Language stemming from outdated DC law should be removed from lender's loan packages

Several mortgage lenders continue to require borrowers to sign a statement at closing as to whether a borrower has a non-borrowing spouse or domestic partner living with the borrower.  

The recitation provided by the lender reads, "Washington, DC law provides that a mortgage, deed of trust, or assignment for the benefit of creditors is not binding or valid unless it is signed by the spouse or domestic partner of the debtor who is living with his or her spouse or domestic partner. Consequently, a non-borrowing domestic partner or spouse may have an ownership interest in the property of the borrowing domestic partner or spouse.  As a result, the Lender will require that both spouses or registered domestic partners sign the security instrument in order to ensure it is fully enforceable."

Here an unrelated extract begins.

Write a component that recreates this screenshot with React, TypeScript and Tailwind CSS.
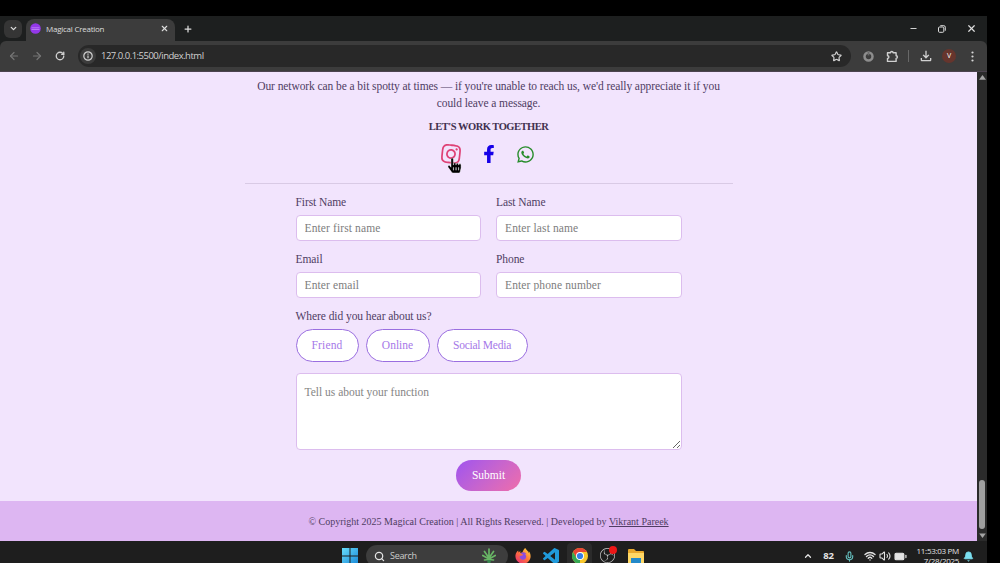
import React from 'react';
import { ArrowLeft, ArrowRight, BatteryMedium, Bell, ChevronDown, ChevronUp, Mic, Minus, Plus, RotateCw, Search, Star, Volume2, Wifi, X } from 'lucide-react';
import { FaFacebookF, FaFirefoxBrowser, FaHandPointer, FaInstagram, FaWhatsapp } from 'react-icons/fa';
import { MdOutlineFileDownload } from 'react-icons/md';
import { SiObsstudio } from 'react-icons/si';

interface FieldProps {
  label: string;
  placeholder: string;
  type?: string;
}

const Field: React.FC<FieldProps> = ({ label, placeholder, type = 'text' }) => (
  <label className="block">
    <span className="block h-4 text-[11.5px] leading-4 tracking-[-0.08px] whitespace-nowrap text-[#4f3d63]">{label}</span>
    <input
      type={type}
      placeholder={placeholder}
      className="mt-[5px] block h-[26px] w-full rounded-[4px] border border-[#dcbdee] bg-white px-2 text-[11.5px] tracking-[0.12px] placeholder-[#7d7d7d] outline-none"
    />
  </label>
);

const sources = [
  { name: 'Friend', className: 'w-[63px] tracking-[0.15px]' },
  { name: 'Online', className: 'w-[64px]' },
  { name: 'Social Media', className: 'w-[91px] tracking-[-0.25px]' },
];

const TitleBar: React.FC = () => (
  <div className="flex h-[25px] items-center bg-[#1d1f1f] text-[#dddddd]">
    <div className="ml-1 flex h-[18px] w-[18px] items-center justify-center rounded-md bg-[#353535]">
      <ChevronDown size={9} strokeWidth={3.5} />
    </div>
    <div className="ml-[4px] flex h-[22px] w-[149px] items-center self-end rounded-t-lg bg-[#3c3c3c] pb-[3px] pl-[4px]">
      <svg width="11" height="11" viewBox="0 0 11 11">
        <circle cx="5.5" cy="5.5" r="5.3" fill="#9338e8" />
        <path d="M1.5 4.8h8M1.5 6.5h8" stroke="#c58af7" strokeWidth=".8" />
      </svg>
      <span className="ml-[5px] flex-1 whitespace-nowrap text-[8px] tracking-[-0.25px]">Magical Creation</span>
      <X size={9} strokeWidth={3} className="mr-[6px]" />
    </div>
    <Plus size={10} strokeWidth={3} className="ml-[8px]" />
    <div className="mr-[10px] ml-auto flex items-center">
      <Minus size={9} strokeWidth={2.5} />
      <svg width="8" height="8" viewBox="0 0 8 8" fill="none" stroke="currentColor" className="ml-[20px]">
        <rect x=".5" y="2" width="5.3" height="5.3" rx="1" />
        <path d="M2.3.7h3.5a1.5 1.5 0 0 1 1.5 1.5v3.5" />
      </svg>
      <X size={11} strokeWidth={2.6} className="ml-[20px]" />
    </div>
  </div>
);

const Toolbar: React.FC = () => (
  <div className="flex h-[30px] items-center rounded-t-md bg-[#3c3c3c] text-[#d0d0d0]">
    <ArrowLeft size={12} strokeWidth={2.4} className="ml-[8px] text-[#757575]" />
    <ArrowRight size={12} strokeWidth={2.4} className="ml-[11px] text-[#757575]" />
    <RotateCw size={10} strokeWidth={3.2} className="ml-[12px]" />
    <div className="ml-[13px] flex h-[22px] w-[773px] items-center rounded-full bg-[#282828] pl-[2px]">
      <div className="flex h-[16px] w-[16px] items-center justify-center rounded-full bg-[#3c3c3c]">
        <svg width="10" height="10" viewBox="0 0 10 10" fill="none" stroke="currentColor" strokeWidth="1.2">
          <circle cx="5" cy="5" r="4.2" />
          <path d="M5 4.5v2.8M5 2.6v1.1" />
        </svg>
      </div>
      <span className="ml-[5px] text-[9.5px] tracking-[-0.5px]">127.0.0.1:5500/index.html</span>
      <Star size={11} strokeWidth={2.6} className="mr-[9px] ml-auto" />
    </div>
    <svg width="11" height="11" viewBox="0 0 11 11" className="ml-[12px]">
      <circle cx="5.5" cy="5.5" r="4" fill="none" stroke="#8d8d8d" strokeWidth="2.5" />
      <path d="M4.6 1h1.8v3.4H4.6z" fill="#6b6b6b" />
    </svg>
    <svg width="13" height="13" viewBox="0 0 13 13" fill="none" stroke="currentColor" strokeWidth="1.4" strokeLinejoin="round" className="ml-[12px]">
      <path d="M1.5 2.8h3a1.3 1.3 0 0 1 2.6 0h3v3a1.3 1.3 0 0 1 0 2.6v3H1.5V8.5a1.4 1.4 0 0 0 0-2.8z" />
    </svg>
    <div className="ml-[9px] h-3 w-px bg-[#686868]" />
    <MdOutlineFileDownload size={16} className="ml-[9px]" />
    <div className="ml-[8px] flex h-[14px] w-[14px] items-center justify-center rounded-full bg-[#66352d] text-[7px] text-white">V</div>
    <svg width="3" height="11" viewBox="0 0 3 11" fill="#d8d8d8" className="ml-[15px]">
      <circle cx="1.5" cy="1.5" r="1.1" />
      <circle cx="1.5" cy="5.5" r="1.1" />
      <circle cx="1.5" cy="9.5" r="1.1" />
    </svg>
  </div>
);

const Contact: React.FC = () => (
  <div className="mx-auto w-[488px] border-b border-[#d9cae5] pt-[6px] text-center text-[#4f3d63]">
    <p className="text-[11.5px] leading-[16.5px] tracking-[-0.08px] whitespace-nowrap">
      Our network can be a bit spotty at times — if you're unable to reach us, we'd really appreciate it if you
      <br />
      could leave a message.
    </p>
    <h2 className="mt-2 text-[10.5px] leading-4 font-bold tracking-[-0.5px] text-[#42314f]">LET'S WORK TOGETHER</h2>
    <div className="relative mt-[9px] flex h-[20px] items-center justify-center">
      <FaInstagram size={22} className="mr-[18px] rotate-6 text-[#df4276]" />
      <FaFacebookF size={18} className="mr-[18px] text-[#1600e8]" />
      <FaWhatsapp size={19} className="mr-[3px] text-[#278c2b]" />
      <FaHandPointer size={15} className="absolute top-[14px] left-[202px] stroke-white stroke-[14px] text-black" />
    </div>
    <div className="h-[19px]" />
  </div>
);

const ContactForm: React.FC = () => (
  <form className="mx-auto w-[386px] pt-[10px]" onSubmit={(e) => e.preventDefault()}>
    <div className="grid grid-cols-2 gap-x-[15px] gap-y-[10px]">
      <Field label="First Name" placeholder="Enter first name" />
      <Field label="Last Name" placeholder="Enter last name" />
      <Field label="Email" placeholder="Enter email" type="email" />
      <Field label="Phone" placeholder="Enter phone number" type="tel" />
    </div>
    <p className="mt-[10px] text-[11.5px] leading-4 tracking-[-0.06px] text-[#4f3d63]">Where did you hear about us?</p>
    <div className="mt-[5px] flex gap-[7px]">
      {sources.map((source) => (
        <button
          key={source.name}
          type="button"
          className={`h-[33px] rounded-full border border-[#9a6ee0] bg-white text-[11.5px] whitespace-nowrap text-[#a678e8] ${source.className}`}
        >
          {source.name}
        </button>
      ))}
    </div>
    <textarea
      placeholder="Tell us about your function"
      className="mt-[11px] block h-[77px] w-full rounded-[4px] border border-[#dcbdee] bg-white px-[8px] pt-[10px] text-[11.5px] leading-4 placeholder-[#858585] outline-none"
    />
    <button
      type="submit"
      className="mx-auto mt-[10px] block h-[31px] w-[65px] rounded-full bg-linear-135 from-[#a052ef] to-[#f06ca9] text-[11.5px] text-white"
    >
      Submit
    </button>
  </form>
);

const Scrollbar: React.FC = () => (
  <div className="flex w-[10px] flex-col items-center bg-[#2b2b2b]">
    <svg width="7" height="6" viewBox="0 0 7 6" className="mt-[3px]">
      <path d="M3.5 0 7 4.8H0z" fill="#a5a5a5" />
    </svg>
    <div className="mt-auto h-[49px] w-[6px] rounded-full bg-[#9f9f9f]" />
    <svg width="7" height="6" viewBox="0 0 7 6" className="mt-[4px] mb-[2px]">
      <path d="M.2.5h6.6L3.5 5z" fill="#a5a5a5" />
    </svg>
  </div>
);

const Taskbar: React.FC = () => (
  <div className="flex h-[30px] w-[987px] items-center bg-[#1e1e1e] text-[#e4e4e4]">
    <svg width="16" height="16" viewBox="0 0 16 16" className="ml-[342px]">
      <defs>
        <linearGradient id="win" x1="0" y1="0" x2="1" y2="1">
          <stop stopColor="#68dcfb" />
          <stop offset="1" stopColor="#1989d8" />
        </linearGradient>
      </defs>
      <path d="M0 0h7.5v7.5H0zM8.5 0H16v7.5H8.5zM0 8.5h7.5V16H0zM8.5 8.5H16V16H8.5z" fill="url(#win)" />
    </svg>
    <div className="ml-2 flex h-[22px] w-[142px] items-center rounded-full bg-[#3d3d3d] pl-2">
      <Search size={11} strokeWidth={2.7} />
      <span className="ml-[5px] text-[9px] tracking-[-0.3px] text-[#cccccc]">Search</span>
      <svg width="14" height="16" viewBox="0 0 14 16" className="mr-[12px] ml-auto">
        <path d="M7 11V1M7 10 2.5 3.5M7 10l4.5-6.5M7 11 .8 7.5M7 11l6.2-3.5M7 11.5 2.5 12M7 11.5l4.5.5" fill="none" stroke="#68b565" strokeWidth="1.7" strokeLinecap="round" />
        <path d="M5 12h4l-.7 4H5.8z" fill="#3a8750" />
      </svg>
    </div>
    <svg width="0" height="0">
      <defs>
        <linearGradient id="firefox" x1=".9" y1="0" x2=".1" y2="1">
          <stop stopColor="#ffdb3c" />
          <stop offset=".5" stopColor="#ff703b" />
          <stop offset="1" stopColor="#e52b79" />
        </linearGradient>
      </defs>
    </svg>
    <div className="relative ml-[7px] h-4 w-4">
      <div className="absolute top-1 left-1 h-2.5 w-2.5 rounded-full bg-[#8b4bdf]" />
      <FaFirefoxBrowser size={16} fill="url(#firefox)" className="absolute" />
    </div>
    <svg width="16" height="16" viewBox="0 0 24 24" className="ml-[12px]">
      <path
        d="M23.15 2.587L18.21.21a1.494 1.494 0 0 0-1.705.29l-9.46 8.63-4.12-3.128a.999.999 0 0 0-1.276.057L.327 7.261A1 1 0 0 0 .326 8.74L3.899 12 .326 15.26a1 1 0 0 0 .001 1.479L1.65 17.94a.999.999 0 0 0 1.276.057l4.12-3.128 9.46 8.63a1.492 1.492 0 0 0 1.704.29l4.942-2.377A1.5 1.5 0 0 0 24 20.06V3.939a1.5 1.5 0 0 0-.85-1.352zm-5.146 14.861L10.826 12l7.178-5.448v10.896z"
        fill="#209bdc"
      />
    </svg>
    <div className="ml-[8px] flex h-[26px] w-[25px] items-center justify-center rounded bg-[#2b2b2b]">
      <svg width="16" height="16" viewBox="0 0 16 16">
        <circle cx="8" cy="8" r="8" fill="#f9c72b" />
        <path d="M1.07 4A8 8 0 0 1 14.93 4H8L4.5 10z" fill="#e94436" />
        <path d="M1.07 4 4.54 10 8 12l0 4A8 8 0 0 1 1.07 4z" fill="#36a853" />
        <circle cx="8" cy="8" r="4" fill="#fff" />
        <circle cx="8" cy="8" r="3.1" fill="#367fe8" />
      </svg>
    </div>
    <div className="relative ml-[8px] h-4 w-4">
      <SiObsstudio size={15} className="text-[#c8c8c8]" />
      <div className="absolute -top-[2px] left-[9px] h-2 w-2 rounded-full bg-[#ed1717]" />
    </div>
    <svg width="16" height="16" viewBox="0 0 16 16" className="ml-[12px]">
      <path d="M0 2q0-1 1-1h5l2 2h7q1 0 1 1v11H0z" fill="#e9a92d" />
      <path d="M0 5h16v10H0z" fill="#ffd866" />
      <path d="M3 10h10v5H3z" fill="#2489c9" />
    </svg>
    <div className="mr-[13px] ml-auto flex items-center">
      <ChevronUp size={10} strokeWidth={3} />
      <span className="ml-[10px] text-[9.5px] font-bold">82</span>
      <Mic size={11} strokeWidth={2.5} className="ml-[10px] text-[#64bebd]" />
      <Wifi size={12} strokeWidth={2.8} className="ml-[9px]" />
      <Volume2 size={12} strokeWidth={2.2} className="ml-[3px]" />
      <BatteryMedium size={13} strokeWidth={2.3} fill="#e4e4e4" className="ml-[3px]" />
      <div className="ml-[9px] flex w-[43px] flex-col items-end text-[8px] leading-[10px] tracking-[-0.3px] whitespace-nowrap">
        <div>11:53:03 PM</div>
        <div>7/28/2025</div>
      </div>
      <Bell size={11} fill="#7bdff0" className="ml-[4px] text-[#7bdff0]" />
    </div>
  </div>
);

const App: React.FC = () => {
  return (
    <div className="h-[563px] w-[1000px] overflow-hidden bg-black pt-4 font-['Open_Sans',sans-serif]">
      <div className="w-[987px] bg-[#1d1f1f]">
        <TitleBar />
        <Toolbar />
      </div>
      <div className="flex h-[470px] w-[987px] border-t border-[#4c434f]">
        <main className="flex w-[977px] flex-col bg-[#f2e4fd] font-['Liberation_Serif',serif]">
          <Contact />
          <ContactForm />
          <footer className="mt-auto flex h-[40px] items-center justify-center bg-[#ddb6f2] text-[10px] text-[#4f3d63]">
            <p className="whitespace-nowrap">
              © Copyright 2025 Magical Creation | All Rights Reserved. | Developed by{' '}
              <a href="#" className="underline">Vikrant Pareek</a>
            </p>
          </footer>
        </main>
        <Scrollbar />
      </div>
      <Taskbar />
    </div>
  );
};

export default App;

The recitation comes from an outdated DC law, and your legal counsel should have it eliminated from the loan package since it creates much confusion among the borrowers at closing.

DC law used to provide:

§ 15-502. Mortgage or other instrument affecting exempt property 

   (a) A mortgage, deed of trust, assignment for the benefit of creditors, or bill of sale upon exempted articles is not binding or valid unless it is signed by the spouse or domestic partner of a debtor who is living with his or her spouse or domestic partner.

This purports to say that these instruments are not valid without a spouse or domestic partner’s signature, but this was an error, and legislation in 2006 corrected it.

In 2006 § 15-502(a) was changed to add the following language at the end:  

"This section shall not apply to instruments related to property exempted in § 15-501(a)(14)."